=== YOUR GOAL ===
Tally the lines holding the word "React" and state the count by itself.

◆ ◆ ◆ ◆ ◆

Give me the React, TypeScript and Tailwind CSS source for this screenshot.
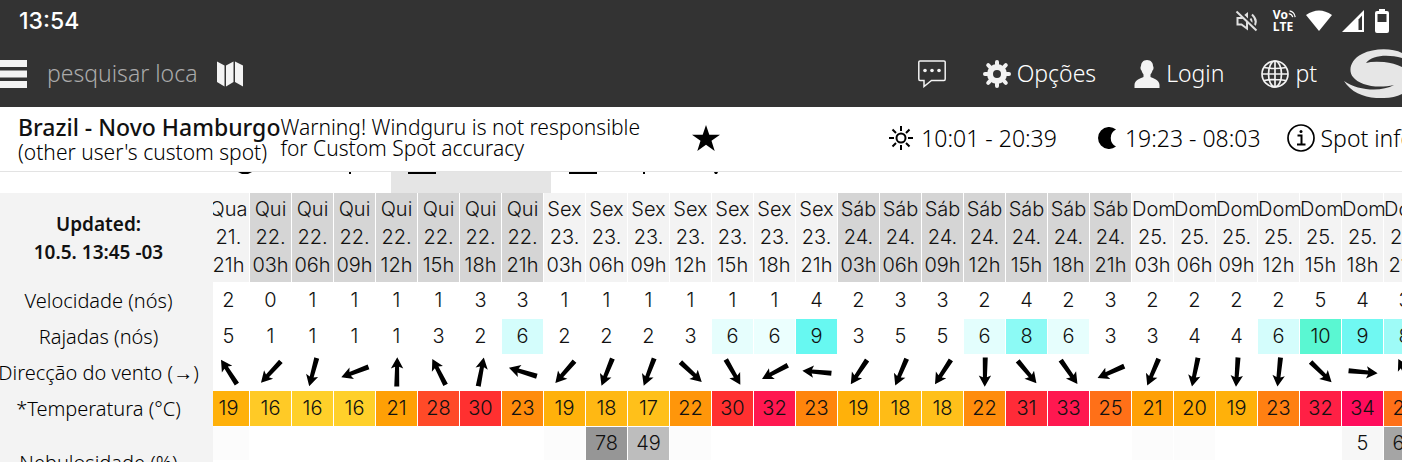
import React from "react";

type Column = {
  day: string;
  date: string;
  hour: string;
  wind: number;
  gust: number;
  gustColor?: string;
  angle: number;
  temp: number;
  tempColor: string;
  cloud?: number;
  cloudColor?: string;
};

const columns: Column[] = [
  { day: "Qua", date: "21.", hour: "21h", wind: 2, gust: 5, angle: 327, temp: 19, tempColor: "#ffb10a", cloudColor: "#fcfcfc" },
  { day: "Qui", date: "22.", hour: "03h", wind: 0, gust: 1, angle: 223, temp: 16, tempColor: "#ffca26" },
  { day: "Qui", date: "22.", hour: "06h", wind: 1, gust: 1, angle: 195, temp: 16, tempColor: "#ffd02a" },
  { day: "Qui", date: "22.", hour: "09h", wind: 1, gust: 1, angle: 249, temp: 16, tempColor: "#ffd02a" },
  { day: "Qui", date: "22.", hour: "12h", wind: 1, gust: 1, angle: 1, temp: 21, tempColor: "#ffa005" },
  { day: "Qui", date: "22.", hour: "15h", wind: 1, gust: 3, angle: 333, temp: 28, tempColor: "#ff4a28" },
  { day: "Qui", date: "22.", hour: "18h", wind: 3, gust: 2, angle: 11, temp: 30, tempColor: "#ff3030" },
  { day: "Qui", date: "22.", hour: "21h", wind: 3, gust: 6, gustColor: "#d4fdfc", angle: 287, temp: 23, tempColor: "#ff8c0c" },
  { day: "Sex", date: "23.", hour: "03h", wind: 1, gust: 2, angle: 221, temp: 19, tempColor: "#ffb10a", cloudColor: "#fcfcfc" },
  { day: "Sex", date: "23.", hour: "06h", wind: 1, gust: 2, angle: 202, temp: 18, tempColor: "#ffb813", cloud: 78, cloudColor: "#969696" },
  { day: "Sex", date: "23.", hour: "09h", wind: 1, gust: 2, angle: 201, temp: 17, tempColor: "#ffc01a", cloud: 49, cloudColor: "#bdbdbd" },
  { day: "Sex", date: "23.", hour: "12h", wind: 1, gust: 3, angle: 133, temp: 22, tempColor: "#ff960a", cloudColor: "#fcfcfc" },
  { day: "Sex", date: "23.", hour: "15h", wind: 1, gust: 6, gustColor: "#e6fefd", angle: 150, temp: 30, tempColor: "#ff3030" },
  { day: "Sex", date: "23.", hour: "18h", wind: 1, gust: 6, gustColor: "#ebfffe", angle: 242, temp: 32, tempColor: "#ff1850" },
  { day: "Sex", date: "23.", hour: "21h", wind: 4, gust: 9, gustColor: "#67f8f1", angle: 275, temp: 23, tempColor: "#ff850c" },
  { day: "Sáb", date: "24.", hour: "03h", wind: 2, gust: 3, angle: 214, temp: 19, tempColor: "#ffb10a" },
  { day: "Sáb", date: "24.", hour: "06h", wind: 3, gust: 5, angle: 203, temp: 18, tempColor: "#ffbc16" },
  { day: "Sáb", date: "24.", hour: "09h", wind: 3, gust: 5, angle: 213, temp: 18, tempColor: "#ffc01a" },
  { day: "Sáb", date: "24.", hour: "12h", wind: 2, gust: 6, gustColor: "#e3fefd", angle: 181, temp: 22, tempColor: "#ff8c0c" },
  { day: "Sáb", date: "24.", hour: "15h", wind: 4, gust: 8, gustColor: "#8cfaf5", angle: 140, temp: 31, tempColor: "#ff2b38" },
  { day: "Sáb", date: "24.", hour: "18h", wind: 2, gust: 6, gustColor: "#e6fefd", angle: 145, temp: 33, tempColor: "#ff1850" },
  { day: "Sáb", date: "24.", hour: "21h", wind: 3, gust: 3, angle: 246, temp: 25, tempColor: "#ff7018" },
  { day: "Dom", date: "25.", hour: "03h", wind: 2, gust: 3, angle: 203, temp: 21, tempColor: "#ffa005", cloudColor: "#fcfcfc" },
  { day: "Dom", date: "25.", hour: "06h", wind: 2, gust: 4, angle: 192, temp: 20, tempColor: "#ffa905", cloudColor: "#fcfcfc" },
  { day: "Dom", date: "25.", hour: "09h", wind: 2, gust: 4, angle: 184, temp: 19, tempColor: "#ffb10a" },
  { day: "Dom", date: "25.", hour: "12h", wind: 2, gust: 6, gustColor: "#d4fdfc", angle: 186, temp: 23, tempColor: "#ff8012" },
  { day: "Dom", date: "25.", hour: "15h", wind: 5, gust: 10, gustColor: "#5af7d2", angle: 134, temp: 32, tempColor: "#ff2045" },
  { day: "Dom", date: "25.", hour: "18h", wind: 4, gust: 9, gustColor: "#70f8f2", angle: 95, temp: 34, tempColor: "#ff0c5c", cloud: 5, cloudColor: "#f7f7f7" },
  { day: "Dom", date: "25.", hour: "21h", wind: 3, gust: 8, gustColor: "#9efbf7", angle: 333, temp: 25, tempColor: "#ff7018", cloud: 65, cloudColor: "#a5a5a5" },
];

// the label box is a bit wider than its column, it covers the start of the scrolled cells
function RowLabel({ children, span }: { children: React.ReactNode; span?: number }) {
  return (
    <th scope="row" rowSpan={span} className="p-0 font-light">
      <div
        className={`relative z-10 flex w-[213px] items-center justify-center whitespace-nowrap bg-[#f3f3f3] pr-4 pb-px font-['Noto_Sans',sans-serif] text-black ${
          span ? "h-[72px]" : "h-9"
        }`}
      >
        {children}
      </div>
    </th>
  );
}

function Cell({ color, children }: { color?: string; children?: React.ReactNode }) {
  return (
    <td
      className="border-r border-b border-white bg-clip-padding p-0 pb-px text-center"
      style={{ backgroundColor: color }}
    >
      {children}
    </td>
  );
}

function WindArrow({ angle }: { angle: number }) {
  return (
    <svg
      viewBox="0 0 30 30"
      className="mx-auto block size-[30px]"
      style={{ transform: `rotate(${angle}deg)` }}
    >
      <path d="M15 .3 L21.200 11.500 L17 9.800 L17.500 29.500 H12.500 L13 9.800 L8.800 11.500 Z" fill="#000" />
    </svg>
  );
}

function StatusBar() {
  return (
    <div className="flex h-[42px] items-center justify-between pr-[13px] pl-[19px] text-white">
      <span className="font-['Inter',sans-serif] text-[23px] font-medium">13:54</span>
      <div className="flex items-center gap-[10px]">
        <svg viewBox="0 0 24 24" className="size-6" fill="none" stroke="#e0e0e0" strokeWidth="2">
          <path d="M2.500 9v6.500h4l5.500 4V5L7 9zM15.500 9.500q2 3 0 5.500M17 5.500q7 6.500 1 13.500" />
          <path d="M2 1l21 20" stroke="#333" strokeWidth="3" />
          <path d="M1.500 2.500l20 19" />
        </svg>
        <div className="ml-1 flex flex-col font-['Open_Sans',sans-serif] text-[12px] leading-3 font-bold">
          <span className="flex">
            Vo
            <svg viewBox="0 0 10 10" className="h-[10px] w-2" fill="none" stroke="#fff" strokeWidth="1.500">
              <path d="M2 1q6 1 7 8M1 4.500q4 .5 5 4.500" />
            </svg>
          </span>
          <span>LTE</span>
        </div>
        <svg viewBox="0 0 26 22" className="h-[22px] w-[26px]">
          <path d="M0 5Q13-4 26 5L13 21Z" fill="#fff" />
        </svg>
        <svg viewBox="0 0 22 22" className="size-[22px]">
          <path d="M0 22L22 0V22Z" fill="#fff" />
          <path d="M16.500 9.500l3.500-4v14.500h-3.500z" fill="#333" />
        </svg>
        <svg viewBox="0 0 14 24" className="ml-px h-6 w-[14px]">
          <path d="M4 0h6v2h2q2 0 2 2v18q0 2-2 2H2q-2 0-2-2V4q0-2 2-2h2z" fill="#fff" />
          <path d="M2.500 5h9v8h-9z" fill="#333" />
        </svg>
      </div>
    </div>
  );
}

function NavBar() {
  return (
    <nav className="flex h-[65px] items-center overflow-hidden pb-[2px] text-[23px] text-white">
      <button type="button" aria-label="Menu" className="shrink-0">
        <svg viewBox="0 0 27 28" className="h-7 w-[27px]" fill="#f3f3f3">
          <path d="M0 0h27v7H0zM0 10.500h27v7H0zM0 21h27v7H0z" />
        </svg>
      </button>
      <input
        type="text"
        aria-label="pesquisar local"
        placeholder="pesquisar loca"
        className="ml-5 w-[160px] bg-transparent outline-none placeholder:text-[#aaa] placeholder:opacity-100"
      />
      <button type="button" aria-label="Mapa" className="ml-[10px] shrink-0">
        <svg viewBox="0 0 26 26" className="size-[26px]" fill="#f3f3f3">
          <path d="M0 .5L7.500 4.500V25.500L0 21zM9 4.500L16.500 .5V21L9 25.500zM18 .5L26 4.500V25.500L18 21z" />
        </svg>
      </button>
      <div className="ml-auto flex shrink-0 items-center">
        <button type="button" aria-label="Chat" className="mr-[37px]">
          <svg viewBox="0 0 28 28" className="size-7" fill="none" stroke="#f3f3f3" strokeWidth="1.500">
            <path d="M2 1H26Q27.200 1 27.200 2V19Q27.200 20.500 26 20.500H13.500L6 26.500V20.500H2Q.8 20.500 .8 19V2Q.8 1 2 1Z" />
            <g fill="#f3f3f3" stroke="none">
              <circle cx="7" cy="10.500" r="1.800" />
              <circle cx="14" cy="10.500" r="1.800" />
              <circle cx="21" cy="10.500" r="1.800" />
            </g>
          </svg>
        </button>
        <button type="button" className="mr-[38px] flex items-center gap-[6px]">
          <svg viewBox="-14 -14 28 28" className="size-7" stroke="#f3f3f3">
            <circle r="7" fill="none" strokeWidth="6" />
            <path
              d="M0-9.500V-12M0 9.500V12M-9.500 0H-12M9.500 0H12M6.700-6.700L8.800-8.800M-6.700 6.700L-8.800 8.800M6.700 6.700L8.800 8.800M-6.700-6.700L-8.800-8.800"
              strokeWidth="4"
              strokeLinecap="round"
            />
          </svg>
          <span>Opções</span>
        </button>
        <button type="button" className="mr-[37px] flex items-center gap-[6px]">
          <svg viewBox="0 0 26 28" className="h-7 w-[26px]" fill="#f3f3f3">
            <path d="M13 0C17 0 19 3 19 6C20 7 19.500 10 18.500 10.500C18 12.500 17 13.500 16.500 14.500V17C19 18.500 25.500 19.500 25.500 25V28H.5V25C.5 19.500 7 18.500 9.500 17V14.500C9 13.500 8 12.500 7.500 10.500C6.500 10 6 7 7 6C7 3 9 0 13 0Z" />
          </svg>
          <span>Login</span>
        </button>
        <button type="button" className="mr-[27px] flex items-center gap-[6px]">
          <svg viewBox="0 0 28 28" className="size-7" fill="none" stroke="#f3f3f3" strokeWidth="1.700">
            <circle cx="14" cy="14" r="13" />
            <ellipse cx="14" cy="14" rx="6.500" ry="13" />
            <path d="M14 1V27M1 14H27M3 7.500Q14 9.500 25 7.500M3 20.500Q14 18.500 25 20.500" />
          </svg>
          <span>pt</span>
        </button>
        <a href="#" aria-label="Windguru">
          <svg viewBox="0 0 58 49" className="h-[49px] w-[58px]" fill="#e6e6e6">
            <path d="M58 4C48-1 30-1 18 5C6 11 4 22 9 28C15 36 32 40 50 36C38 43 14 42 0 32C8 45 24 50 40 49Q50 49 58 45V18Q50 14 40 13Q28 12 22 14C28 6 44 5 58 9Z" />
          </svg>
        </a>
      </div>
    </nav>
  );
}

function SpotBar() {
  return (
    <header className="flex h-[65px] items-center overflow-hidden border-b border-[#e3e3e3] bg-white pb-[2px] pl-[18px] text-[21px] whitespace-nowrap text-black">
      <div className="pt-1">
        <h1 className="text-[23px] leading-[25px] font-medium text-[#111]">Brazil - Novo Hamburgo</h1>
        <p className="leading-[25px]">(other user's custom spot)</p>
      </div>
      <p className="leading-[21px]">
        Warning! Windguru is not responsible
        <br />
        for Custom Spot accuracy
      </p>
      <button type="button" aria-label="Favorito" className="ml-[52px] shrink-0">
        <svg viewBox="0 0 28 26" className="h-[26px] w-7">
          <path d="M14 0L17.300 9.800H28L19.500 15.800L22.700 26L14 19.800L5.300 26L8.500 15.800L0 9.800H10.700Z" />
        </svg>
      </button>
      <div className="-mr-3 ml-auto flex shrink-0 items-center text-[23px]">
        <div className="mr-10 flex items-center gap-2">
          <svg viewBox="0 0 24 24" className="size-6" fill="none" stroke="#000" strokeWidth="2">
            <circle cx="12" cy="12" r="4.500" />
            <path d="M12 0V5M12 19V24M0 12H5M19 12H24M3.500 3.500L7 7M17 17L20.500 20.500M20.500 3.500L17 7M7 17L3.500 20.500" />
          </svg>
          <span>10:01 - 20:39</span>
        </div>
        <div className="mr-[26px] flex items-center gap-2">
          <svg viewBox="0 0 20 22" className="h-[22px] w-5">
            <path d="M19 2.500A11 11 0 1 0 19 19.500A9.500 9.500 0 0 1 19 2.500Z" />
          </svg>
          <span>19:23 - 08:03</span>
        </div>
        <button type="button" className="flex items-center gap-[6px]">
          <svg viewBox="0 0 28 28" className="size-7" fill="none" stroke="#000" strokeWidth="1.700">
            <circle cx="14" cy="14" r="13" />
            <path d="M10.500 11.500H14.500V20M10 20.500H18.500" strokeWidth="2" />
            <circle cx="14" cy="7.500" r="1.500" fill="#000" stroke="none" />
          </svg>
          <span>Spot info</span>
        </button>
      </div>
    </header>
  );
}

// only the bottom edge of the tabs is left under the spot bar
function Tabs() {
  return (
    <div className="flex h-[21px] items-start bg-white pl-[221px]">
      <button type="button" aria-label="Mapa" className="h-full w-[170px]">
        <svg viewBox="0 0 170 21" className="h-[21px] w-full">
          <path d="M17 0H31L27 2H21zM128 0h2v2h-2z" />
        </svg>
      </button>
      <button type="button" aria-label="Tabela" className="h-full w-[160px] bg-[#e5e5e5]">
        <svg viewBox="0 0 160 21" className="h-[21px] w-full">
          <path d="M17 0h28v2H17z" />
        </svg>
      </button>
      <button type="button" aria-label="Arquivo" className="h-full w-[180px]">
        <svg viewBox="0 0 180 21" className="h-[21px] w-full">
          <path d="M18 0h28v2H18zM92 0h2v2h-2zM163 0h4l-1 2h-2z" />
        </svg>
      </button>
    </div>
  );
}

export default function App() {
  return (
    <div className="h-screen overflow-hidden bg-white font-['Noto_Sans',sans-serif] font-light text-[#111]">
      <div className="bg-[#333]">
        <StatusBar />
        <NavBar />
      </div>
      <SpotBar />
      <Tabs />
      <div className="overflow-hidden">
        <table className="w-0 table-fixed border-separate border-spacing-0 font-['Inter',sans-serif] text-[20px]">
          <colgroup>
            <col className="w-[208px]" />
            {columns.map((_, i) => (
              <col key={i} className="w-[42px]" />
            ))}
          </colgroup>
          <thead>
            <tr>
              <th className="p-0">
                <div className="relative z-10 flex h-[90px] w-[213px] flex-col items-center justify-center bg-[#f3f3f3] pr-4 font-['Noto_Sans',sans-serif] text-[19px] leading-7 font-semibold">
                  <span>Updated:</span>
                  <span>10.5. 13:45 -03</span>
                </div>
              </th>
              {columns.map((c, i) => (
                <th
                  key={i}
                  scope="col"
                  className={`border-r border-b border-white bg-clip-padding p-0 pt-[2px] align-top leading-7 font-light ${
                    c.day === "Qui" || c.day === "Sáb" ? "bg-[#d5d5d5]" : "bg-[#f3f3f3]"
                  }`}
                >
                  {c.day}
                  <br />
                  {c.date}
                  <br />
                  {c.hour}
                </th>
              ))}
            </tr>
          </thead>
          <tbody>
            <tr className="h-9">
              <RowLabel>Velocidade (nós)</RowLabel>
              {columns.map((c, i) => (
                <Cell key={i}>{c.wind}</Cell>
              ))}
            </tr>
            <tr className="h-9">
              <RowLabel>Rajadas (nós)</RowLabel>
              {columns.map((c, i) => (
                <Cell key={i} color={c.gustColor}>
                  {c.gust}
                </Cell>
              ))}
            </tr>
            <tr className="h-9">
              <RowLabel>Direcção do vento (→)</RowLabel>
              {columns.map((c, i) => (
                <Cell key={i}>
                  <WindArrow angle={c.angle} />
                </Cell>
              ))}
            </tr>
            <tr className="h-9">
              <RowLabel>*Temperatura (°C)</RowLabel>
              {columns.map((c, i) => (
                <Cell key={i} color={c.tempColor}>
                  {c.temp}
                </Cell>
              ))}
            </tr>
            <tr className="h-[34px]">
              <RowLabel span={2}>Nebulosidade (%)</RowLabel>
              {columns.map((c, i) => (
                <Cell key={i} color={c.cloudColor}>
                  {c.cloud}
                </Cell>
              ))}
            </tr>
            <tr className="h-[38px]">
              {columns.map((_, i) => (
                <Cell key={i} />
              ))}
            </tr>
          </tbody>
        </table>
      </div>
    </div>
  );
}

◆ ◆ ◆ ◆ ◆

=== SOLUTION TO THIS PROBLEM ===
4